### The problem
Where a line holds the string "styles", return that line.

### Data excerpt
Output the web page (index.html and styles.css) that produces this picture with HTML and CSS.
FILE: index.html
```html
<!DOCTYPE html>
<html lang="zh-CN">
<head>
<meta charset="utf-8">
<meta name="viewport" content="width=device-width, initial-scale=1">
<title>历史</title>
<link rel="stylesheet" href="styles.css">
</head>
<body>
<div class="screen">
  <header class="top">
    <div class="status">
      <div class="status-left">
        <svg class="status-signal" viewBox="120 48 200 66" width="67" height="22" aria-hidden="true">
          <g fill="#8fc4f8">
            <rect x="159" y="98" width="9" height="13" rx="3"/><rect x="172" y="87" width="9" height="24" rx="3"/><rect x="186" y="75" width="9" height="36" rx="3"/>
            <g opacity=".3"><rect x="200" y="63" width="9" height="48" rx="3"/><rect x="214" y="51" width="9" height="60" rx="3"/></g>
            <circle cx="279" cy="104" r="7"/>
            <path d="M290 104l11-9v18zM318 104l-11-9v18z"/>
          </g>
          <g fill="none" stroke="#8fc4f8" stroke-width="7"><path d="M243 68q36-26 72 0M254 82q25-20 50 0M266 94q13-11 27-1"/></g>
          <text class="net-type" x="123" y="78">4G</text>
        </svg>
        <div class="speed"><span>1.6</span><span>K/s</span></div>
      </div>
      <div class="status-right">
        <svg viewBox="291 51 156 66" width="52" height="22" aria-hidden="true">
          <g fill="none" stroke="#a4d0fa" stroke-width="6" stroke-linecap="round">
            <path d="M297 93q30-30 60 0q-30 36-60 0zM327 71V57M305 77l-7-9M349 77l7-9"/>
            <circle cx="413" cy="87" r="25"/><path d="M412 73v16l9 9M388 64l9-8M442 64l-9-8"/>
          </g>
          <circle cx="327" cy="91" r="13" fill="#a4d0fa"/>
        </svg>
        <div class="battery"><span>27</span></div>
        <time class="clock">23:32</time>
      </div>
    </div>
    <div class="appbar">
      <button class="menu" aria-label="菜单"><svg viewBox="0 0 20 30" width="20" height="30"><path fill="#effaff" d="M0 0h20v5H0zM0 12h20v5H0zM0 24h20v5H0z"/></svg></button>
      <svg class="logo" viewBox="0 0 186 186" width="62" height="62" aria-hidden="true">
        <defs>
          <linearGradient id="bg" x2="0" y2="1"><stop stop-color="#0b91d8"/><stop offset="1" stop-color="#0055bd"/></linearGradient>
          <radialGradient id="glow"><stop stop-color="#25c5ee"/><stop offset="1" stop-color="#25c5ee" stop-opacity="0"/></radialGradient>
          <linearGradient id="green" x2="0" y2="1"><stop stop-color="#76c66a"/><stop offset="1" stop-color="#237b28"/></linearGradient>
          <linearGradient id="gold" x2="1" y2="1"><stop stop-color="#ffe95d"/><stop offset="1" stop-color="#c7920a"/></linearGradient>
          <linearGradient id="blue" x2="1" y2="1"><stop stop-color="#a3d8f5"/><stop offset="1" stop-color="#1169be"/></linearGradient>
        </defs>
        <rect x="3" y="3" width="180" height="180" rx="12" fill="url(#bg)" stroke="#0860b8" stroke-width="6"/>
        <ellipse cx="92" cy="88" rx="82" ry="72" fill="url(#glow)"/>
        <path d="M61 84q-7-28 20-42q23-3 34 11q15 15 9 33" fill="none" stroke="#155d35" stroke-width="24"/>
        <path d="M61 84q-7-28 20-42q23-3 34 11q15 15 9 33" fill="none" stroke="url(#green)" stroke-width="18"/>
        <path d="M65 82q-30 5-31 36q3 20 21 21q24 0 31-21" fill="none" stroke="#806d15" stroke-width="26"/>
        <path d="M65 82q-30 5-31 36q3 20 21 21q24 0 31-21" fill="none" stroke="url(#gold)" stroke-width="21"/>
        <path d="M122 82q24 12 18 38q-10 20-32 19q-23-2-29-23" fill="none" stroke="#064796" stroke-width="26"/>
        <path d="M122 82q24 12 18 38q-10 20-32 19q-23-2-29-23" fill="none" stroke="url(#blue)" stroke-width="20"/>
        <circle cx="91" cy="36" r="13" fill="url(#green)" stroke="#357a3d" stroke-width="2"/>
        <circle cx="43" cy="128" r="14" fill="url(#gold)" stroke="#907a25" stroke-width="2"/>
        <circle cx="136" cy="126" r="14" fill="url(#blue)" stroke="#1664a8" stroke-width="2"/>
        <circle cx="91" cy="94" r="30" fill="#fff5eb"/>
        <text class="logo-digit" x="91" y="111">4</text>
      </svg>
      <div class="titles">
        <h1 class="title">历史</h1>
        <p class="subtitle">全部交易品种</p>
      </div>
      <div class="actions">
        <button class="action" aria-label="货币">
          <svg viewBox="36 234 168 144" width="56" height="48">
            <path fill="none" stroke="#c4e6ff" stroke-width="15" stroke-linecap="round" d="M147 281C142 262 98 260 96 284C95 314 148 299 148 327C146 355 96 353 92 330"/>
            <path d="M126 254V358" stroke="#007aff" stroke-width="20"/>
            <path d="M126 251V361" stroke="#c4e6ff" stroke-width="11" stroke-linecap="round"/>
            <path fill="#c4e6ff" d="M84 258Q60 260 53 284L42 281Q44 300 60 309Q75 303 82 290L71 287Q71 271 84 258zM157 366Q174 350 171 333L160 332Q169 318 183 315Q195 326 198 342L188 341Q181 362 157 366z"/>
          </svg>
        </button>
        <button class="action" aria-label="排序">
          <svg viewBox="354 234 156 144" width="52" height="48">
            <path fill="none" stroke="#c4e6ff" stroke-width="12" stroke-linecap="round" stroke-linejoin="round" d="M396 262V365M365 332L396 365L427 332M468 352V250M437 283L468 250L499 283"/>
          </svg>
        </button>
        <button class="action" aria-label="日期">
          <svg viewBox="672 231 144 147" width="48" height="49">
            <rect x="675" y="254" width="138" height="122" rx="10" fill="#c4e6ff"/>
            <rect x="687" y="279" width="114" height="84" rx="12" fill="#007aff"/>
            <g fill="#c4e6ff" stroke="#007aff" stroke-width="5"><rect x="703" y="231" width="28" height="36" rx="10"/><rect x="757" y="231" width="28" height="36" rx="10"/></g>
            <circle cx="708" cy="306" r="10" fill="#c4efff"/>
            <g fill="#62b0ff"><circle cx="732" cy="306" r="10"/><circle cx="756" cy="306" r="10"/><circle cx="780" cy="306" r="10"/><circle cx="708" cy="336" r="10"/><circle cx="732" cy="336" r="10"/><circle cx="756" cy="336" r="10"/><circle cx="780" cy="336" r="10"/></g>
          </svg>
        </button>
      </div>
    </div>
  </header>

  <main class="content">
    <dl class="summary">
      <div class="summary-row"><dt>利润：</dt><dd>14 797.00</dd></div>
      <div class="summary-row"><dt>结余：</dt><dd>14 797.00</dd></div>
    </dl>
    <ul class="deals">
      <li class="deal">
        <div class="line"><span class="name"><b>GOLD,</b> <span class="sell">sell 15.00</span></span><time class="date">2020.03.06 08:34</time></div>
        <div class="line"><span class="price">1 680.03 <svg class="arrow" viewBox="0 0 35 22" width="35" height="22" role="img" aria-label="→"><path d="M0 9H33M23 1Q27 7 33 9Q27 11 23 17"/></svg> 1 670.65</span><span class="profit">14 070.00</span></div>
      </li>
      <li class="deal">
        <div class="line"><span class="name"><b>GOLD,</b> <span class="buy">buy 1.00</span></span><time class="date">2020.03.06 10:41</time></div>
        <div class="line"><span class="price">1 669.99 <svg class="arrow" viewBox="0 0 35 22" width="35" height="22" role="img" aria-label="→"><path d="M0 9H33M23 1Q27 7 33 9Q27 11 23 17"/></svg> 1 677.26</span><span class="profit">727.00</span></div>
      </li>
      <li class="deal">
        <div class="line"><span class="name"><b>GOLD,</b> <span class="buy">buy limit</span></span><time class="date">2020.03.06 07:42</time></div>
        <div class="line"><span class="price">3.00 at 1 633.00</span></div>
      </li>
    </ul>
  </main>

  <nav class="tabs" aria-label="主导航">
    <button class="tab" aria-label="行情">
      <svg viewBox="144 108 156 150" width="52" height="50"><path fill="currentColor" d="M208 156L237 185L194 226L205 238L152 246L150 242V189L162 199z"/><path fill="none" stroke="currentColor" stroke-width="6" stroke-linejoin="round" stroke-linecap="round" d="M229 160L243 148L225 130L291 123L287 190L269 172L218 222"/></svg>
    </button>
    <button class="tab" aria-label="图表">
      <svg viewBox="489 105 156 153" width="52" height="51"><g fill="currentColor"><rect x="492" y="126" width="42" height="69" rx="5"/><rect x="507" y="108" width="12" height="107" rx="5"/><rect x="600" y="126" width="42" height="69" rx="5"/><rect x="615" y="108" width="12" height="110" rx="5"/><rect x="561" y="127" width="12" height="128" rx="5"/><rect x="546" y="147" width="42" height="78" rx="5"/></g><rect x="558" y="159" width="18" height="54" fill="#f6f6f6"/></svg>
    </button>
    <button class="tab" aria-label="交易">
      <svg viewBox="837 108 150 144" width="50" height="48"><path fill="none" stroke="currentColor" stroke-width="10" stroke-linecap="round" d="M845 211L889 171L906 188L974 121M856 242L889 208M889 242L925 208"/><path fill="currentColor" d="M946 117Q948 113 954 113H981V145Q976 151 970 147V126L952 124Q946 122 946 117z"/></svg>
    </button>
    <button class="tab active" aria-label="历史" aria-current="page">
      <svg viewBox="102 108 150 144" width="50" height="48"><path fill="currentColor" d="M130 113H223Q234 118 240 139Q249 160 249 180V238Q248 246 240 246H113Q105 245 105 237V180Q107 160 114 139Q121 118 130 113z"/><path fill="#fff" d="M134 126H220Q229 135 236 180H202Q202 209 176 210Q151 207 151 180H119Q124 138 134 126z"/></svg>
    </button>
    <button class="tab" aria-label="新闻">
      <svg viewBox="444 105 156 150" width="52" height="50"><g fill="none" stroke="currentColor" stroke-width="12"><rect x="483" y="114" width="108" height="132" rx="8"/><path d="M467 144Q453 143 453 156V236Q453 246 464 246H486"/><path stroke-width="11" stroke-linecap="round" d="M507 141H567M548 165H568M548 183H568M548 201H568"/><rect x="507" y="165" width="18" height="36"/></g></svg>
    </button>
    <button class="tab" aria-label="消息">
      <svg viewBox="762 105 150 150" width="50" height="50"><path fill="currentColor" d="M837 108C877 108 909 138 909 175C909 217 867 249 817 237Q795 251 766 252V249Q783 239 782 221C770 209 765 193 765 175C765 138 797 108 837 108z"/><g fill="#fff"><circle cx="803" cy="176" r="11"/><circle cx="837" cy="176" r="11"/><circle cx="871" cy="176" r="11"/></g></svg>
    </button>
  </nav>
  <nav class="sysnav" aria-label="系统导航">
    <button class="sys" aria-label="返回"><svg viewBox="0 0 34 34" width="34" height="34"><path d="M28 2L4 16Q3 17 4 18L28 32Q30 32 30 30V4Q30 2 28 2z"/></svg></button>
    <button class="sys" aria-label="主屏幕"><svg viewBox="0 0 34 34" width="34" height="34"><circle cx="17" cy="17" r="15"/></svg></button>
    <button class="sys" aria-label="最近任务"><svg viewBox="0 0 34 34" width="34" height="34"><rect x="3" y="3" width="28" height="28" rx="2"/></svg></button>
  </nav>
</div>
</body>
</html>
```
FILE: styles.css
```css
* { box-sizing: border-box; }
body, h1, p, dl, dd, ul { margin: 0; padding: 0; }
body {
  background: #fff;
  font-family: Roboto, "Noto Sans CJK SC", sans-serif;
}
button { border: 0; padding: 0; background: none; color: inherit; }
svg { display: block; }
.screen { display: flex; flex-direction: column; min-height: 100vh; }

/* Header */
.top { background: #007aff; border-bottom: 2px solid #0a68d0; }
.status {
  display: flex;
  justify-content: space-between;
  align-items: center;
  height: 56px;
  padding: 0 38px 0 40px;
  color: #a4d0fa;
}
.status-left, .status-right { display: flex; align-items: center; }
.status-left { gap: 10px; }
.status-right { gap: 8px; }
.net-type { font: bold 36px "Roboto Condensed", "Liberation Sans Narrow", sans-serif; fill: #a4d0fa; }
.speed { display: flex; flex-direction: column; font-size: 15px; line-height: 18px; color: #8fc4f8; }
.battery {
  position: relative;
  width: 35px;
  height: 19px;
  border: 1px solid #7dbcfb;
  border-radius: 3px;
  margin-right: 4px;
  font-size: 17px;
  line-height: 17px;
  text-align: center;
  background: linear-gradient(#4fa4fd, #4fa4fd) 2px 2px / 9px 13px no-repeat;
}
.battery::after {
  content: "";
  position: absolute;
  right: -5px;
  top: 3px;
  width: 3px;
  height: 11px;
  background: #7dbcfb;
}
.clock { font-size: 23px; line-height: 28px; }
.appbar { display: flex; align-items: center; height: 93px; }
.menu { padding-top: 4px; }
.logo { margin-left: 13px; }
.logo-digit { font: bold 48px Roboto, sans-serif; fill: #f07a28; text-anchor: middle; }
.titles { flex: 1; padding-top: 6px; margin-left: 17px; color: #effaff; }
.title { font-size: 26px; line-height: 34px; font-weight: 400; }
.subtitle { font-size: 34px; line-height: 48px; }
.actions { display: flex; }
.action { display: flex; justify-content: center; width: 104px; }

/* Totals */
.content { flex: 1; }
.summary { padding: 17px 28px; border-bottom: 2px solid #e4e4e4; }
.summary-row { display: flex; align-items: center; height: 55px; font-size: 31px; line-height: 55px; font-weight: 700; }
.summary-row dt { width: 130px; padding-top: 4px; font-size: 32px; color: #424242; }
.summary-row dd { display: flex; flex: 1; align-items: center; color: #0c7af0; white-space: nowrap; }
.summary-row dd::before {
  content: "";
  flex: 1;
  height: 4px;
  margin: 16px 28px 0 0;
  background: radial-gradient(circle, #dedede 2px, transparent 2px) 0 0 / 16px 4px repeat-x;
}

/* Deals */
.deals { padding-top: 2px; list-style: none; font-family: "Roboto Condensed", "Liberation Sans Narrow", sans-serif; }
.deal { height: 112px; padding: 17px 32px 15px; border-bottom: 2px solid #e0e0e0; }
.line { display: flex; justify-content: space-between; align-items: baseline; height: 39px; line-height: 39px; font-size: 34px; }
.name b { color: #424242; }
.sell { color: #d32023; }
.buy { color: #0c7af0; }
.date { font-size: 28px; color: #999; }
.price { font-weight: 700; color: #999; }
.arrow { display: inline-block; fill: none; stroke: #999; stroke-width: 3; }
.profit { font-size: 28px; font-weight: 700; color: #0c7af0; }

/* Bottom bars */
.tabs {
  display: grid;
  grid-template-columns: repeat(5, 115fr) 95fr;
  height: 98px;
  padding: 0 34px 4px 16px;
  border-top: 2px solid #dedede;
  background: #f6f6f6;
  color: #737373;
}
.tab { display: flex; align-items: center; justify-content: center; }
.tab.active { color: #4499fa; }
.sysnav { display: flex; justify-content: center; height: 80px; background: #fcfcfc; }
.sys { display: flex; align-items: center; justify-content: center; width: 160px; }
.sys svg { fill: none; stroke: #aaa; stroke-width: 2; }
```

### Written answer
Output the web page (index.html and styles.css) that produces this picture with HTML and CSS.
<link rel="stylesheet" href="styles.css">
FILE: styles.css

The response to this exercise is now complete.